(Extracted records)
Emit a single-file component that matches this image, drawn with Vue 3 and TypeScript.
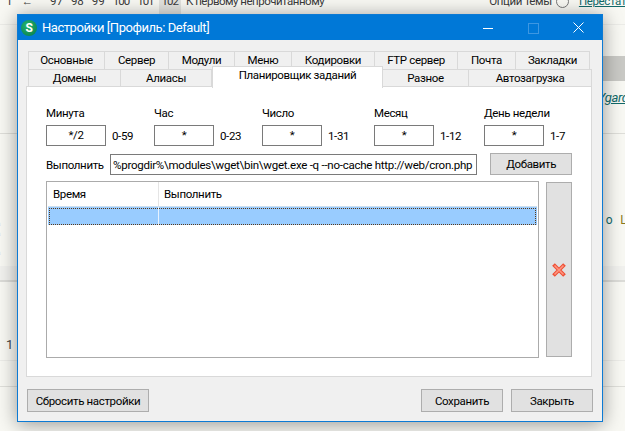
<script setup lang="ts">
// настройки вкладок и полей планировщика
const topTabs = [
  { title: 'Основные', width: 77 },
  { title: 'Сервер', width: 64 },
  { title: 'Модули', width: 66 },
  { title: 'Меню', width: 57 },
  { title: 'Кодировки', width: 83 },
  { title: 'FTP сервер', width: 83 },
  { title: 'Почта', width: 58 },
  { title: 'Закладки', width: 74 },
];
const bottomTabs = [
  { title: 'Домены', width: 93, active: false },
  { title: 'Алиасы', width: 91, active: false },
  { title: 'Планировщик заданий', width: 171, active: true },
  { title: 'Разное', width: 86, active: false },
  { title: 'Автозагрузка', width: 123, active: false },
];
const fields = [
  { label: 'Минута', value: '*/2', range: '0-59' },
  { label: 'Час', value: '*', range: '0-23' },
  { label: 'Число', value: '*', range: '1-31' },
  { label: 'Месяц', value: '*', range: '1-12' },
  { label: 'День недели', value: '*', range: '1-7' },
];
const command = '%progdir%\\modules\\wget\\bin\\wget.exe -q --no-cache http://web/cron.php';
</script>

<template>
  <div class="page">
    <!-- страница форума позади окна -->
    <div class="bg-top">
      <div class="pager">
        <span class="p-one">1</span>
        <span class="p-arrow">←</span>
        <span>97</span><span>98</span><span>99</span>
        <span class="num3">100</span><span class="num3">101</span>
        <span class="num3 p-current">102</span>
        <span class="p-first">К первому непрочитанному</span>
      </div>
      <div class="topic-tools">
        <span>Опции темы</span>
        <span class="circle"></span>
        <span class="stop">Перестать</span>
      </div>
    </div>
    <div class="bg-gray"></div>
    <div class="bg-link"><span>Ygarda</span></div>
    <div class="bg-post">
      <div class="bg-dots"><span>а</span><span>а</span><span class="bg-dot-last">а</span></div>
      <div class="bg-word"><span>o</span><span class="bg-l">Li</span></div>
    </div>
    <div class="bg-count"><span>1</span></div>
    <div class="bg-last"></div>

    <!-- окно настроек -->
    <div class="window">
      <div class="titlebar">
        <span class="app-icon">S</span>
        <span class="title">Настройки [Профиль: Default]</span>
        <div class="controls">
          <svg width="10" height="10" viewBox="0 0 10 10"><path d="M0 5.5H10" stroke="#fff" /></svg>
          <svg width="10" height="10" viewBox="0 0 10 10"><rect x=".5" y=".5" width="10" height="10" fill="none" stroke="#3d97e2" /></svg>
          <svg width="11" height="11" viewBox="0 0 11 11"><path d="M.5.5L10.5 10.5M10.5.5L.5 10.5" stroke="#fff" /></svg>
        </div>
      </div>

      <div class="body">
        <div class="tabs">
          <div class="tab-row top">
            <div v-for="tab in topTabs" :key="tab.title" class="tab" :style="{ width: tab.width + 'px' }">{{ tab.title }}</div>
          </div>
          <div class="tab-row">
            <div v-for="tab in bottomTabs" :key="tab.title" class="tab" :class="{ active: tab.active }" :style="{ width: tab.width + 'px' }">{{ tab.title }}</div>
          </div>
        </div>

        <div class="panel">
          <div class="fields">
            <div v-for="field in fields" :key="field.label" class="field">
              <label>{{ field.label }}</label>
              <div class="field-line">
                <input class="cron-input" :value="field.value" readonly />
                <span>{{ field.range }}</span>
              </div>
            </div>
          </div>

          <div class="command">
            <label>Выполнить</label>
            <input class="command-input" :value="command" readonly />
            <button class="btn add">Добавить</button>
          </div>

          <div class="list-area">
            <div class="list">
              <div class="list-head">
                <div class="col-time">Время</div>
                <div class="col-run">Выполнить</div>
              </div>
              <div class="list-row">
                <div class="col-time"></div>
                <div class="col-run"></div>
              </div>
            </div>
            <button class="btn remove" aria-label="Удалить">
              <svg width="16" height="16" viewBox="0 0 16 16">
                <path d="M2.5 2.5L13.5 13.5M13.5 2.5L2.5 13.5" stroke="#ee4f35" stroke-width="3.8" />
                <path d="M3.5 3.5L12.5 12.5M12.5 3.5L3.5 12.5" stroke="#ff9680" stroke-width="1.6" />
              </svg>
            </button>
          </div>
        </div>

        <div class="footer">
          <button class="btn reset">Сбросить настройки</button>
          <div class="footer-right">
            <button class="btn">Сохранить</button>
            <button class="btn">Закрыть</button>
          </div>
        </div>
      </div>
    </div>
  </div>
</template>

<style>
html, body {
  margin: 0;
  overflow: hidden;
}
</style>

<style scoped>
.page {
  position: relative;
  width: 625px;
  height: 431px;
  overflow: hidden;
  background: #f8f8f3;
  font-family: Roboto, "Noto Sans", sans-serif;
  font-size: 11.5px;
  letter-spacing: -0.35px;
  color: #000;
  display: flex;
  flex-direction: column;
}
.bg-top {
  flex: none;
  box-sizing: border-box;
  border-bottom: 1px solid #ecece8;
  display: flex;
  justify-content: space-between;
  color: #3a3a3a;
  line-height: 14px;
  margin-top: -6px;
  height: 31px;
}
.pager {
  display: flex;
  gap: 8px;
  padding-left: 6px;
  letter-spacing: 0;
}
.p-arrow {
  margin: 0 9px 0 1px;
}
.num3 {
  letter-spacing: -1px;
}
.p-current {
  background: #e2e2de;
  padding: 0 3px;
  margin: 0 -3px;
}
.p-first {
  letter-spacing: -0.5px;
}
.topic-tools {
  display: flex;
  gap: 4px;
  margin-right: -7px;
}
.circle {
  width: 11px;
  height: 11px;
  margin-top: 1px;
  border: 1px solid #777;
  border-radius: 50%;
}
.stop {
  margin-left: 6px;
  color: #116a6a;
  text-decoration: underline;
}
.bg-gray {
  align-self: flex-end;
  width: 60px;
  height: 25px;
  margin-top: 31px;
  background: #c9c9c5;
  flex: none;
}
.bg-link {
  height: 53px;
  flex: none;
  box-sizing: border-box;
  border-bottom: 1px solid #deded9;
  display: flex;
  justify-content: flex-end;
  padding-top: 9px;
  margin-right: -10px;
  color: #116a6a;
  font-style: italic;
  font-size: 13px;
  line-height: 16px;
  text-decoration: underline;
}
.bg-post {
  height: 148px;
  flex: none;
  box-sizing: border-box;
  border-bottom: 2px solid #dcdcd8;
  background: linear-gradient(#f8f8f3 132px, #f1f1ee 132px);
  display: flex;
  justify-content: space-between;
}
.bg-dots {
  display: flex;
  flex-direction: column;
  margin: 85px 0 0 -4px;
  font-size: 8px;
  line-height: 10px;
  color: #a8389a;
}
.bg-dot-last {
  margin-top: 9px;
}
.bg-word {
  display: flex;
  gap: 8px;
  margin: 78px -4px 0 0;
  font-size: 12px;
  line-height: 16px;
  color: #116a6a;
}
.bg-l {
  color: #8a7a1c;
}
.bg-count {
  height: 79px;
  flex: none;
  box-sizing: border-box;
  border-bottom: 1px solid #ecece8;
  padding: 55px 0 0 6px;
  color: #444;
  font-size: 13px;
  line-height: 16px;
}
.bg-last {
  height: 25px;
  flex: none;
  border-bottom: 1px solid #dfdfda;
}

.window {
  position: absolute;
  left: 17px;
  top: 14px;
  width: 586px;
  height: 408px;
  box-sizing: border-box;
  border: 1px solid #0c7ad4;
  background: #f0f0f0;
  box-shadow: 0 2px 18px rgba(0, 0, 0, 0.4);
  display: flex;
  flex-direction: column;
}
.titlebar {
  height: 25px;
  flex: none;
  background: #0078d7;
  color: #fff;
  display: flex;
  align-items: center;
  font-size: 13px;
  letter-spacing: -0.45px;
}
.app-icon {
  width: 16px;
  height: 16px;
  margin-left: 3px;
  border-radius: 50%;
  background: radial-gradient(circle at 40% 35%, #25b46f, #057a48);
  color: #fff;
  font-size: 12px;
  font-weight: 700;
  line-height: 16px;
  text-align: center;
}
.title {
  margin-left: 5px;
}
.controls {
  margin-left: auto;
  display: flex;
  align-items: center;
  gap: 35px;
  padding-right: 18px;
}
.controls svg {
  display: block;
  overflow: visible;
}
.body {
  flex: 1;
  display: flex;
  flex-direction: column;
  padding: 11px 10px 0 8px;
}
.tabs {
  padding-left: 2px;
  height: 35px;
  flex: none;
}
.tab-row {
  display: flex;
  height: 18px;
}
.tab {
  box-sizing: border-box;
  flex: none;
  height: 18px;
  background: #f0f0f0;
  border: 1px solid #d9d9d9;
  text-align: center;
  line-height: 16px;
  white-space: nowrap;
}
.tab + .tab {
  border-left: none;
}
.tab-row.top .tab {
  border-bottom: none;
}
.tab.active {
  position: relative;
  z-index: 1;
  height: 22px;
  margin-top: -3px;
  background: #fff;
  line-height: 17px;
  border-bottom: none;
  border-left: 1px solid #d9d9d9;
}
.panel {
  box-sizing: border-box;
  height: 291px;
  flex: none;
  background: #fff;
  border: 1px solid #d9d9d9;
  padding: 20px 19px 0;
}
.fields {
  display: grid;
  grid-template-columns: 108px 108px 112px 110px auto;
}
.field label {
  display: block;
  height: 14px;
  line-height: 14px;
  margin-top: -1px;
  margin-bottom: 5px;
}
.field-line {
  display: flex;
  align-items: center;
  gap: 6px;
}
input {
  box-sizing: border-box;
  font: inherit;
  letter-spacing: inherit;
  color: #000;
  border: 1px solid #7a7a7a;
  border-radius: 0;
  outline: none;
  background: #fff;
  margin: 0;
}
.cron-input {
  width: 60px;
  height: 21px;
  padding: 0 0 2px;
  text-align: center;
}
.command {
  display: flex;
  align-items: flex-end;
  margin-top: 7px;
}
.command label {
  width: 64px;
  flex: none;
  line-height: 20px;
}
.command-input {
  width: 369px;
  height: 21px;
  padding: 0 2px;
  letter-spacing: -0.25px;
}
.btn {
  box-sizing: border-box;
  width: 82px;
  height: 23px;
  padding: 0;
  font: inherit;
  letter-spacing: inherit;
  color: #000;
  background: #e1e1e1;
  border: 1px solid #adadad;
  border-radius: 0;
}
.add {
  height: 22px;
  margin-left: 13px;
}
.list-area {
  display: flex;
  align-items: flex-start;
  gap: 7px;
  margin-top: 6px;
}
.list {
  box-sizing: border-box;
  width: 494px;
  height: 177px;
  padding: 0 1px;
  border: 1px solid #ababab;
  background: #fff;
}
.list-head {
  display: flex;
  height: 24px;
  line-height: 24px;
}
.col-time {
  width: 111px;
  box-sizing: border-box;
  flex: none;
  padding-left: 5px;
  border-right: 1px solid #e5e5e5;
}
.col-run {
  flex: 1;
  padding-left: 5px;
}
.list-row {
  position: relative;
  display: flex;
  height: 18px;
  background: #99ccff;
  border-top: 1px solid #cfe0ef;
}
.list-row .col-time {
  border-right-color: #e6f2ff;
}
.list-row::after {
  content: "";
  position: absolute;
  inset: 1px 1px 0 1px;
  border: 1px dotted #5a3a1a;
}
.remove {
  width: 26px;
  height: 175px;
  display: flex;
  align-items: center;
  justify-content: center;
  margin-top: 1px;
}
.remove svg {
  display: block;
}
.footer {
  display: flex;
  justify-content: space-between;
  padding: 12px 0 0 1px;
}
.footer-right {
  display: flex;
  gap: 8px;
  margin-right: -1px;
}
.reset {
  width: 122px;
}
</style>
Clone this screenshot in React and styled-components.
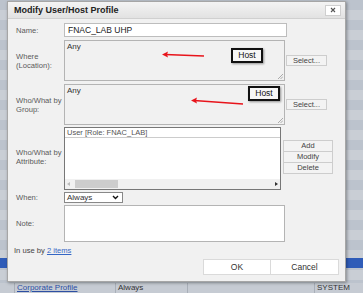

(Problem requirements) Copy out every line of the data that includes "this".

(Result)
Emit a single-file component that matches this image, drawn with Vue 3 and TypeScript.
Clone this screenshot in React and styled-components.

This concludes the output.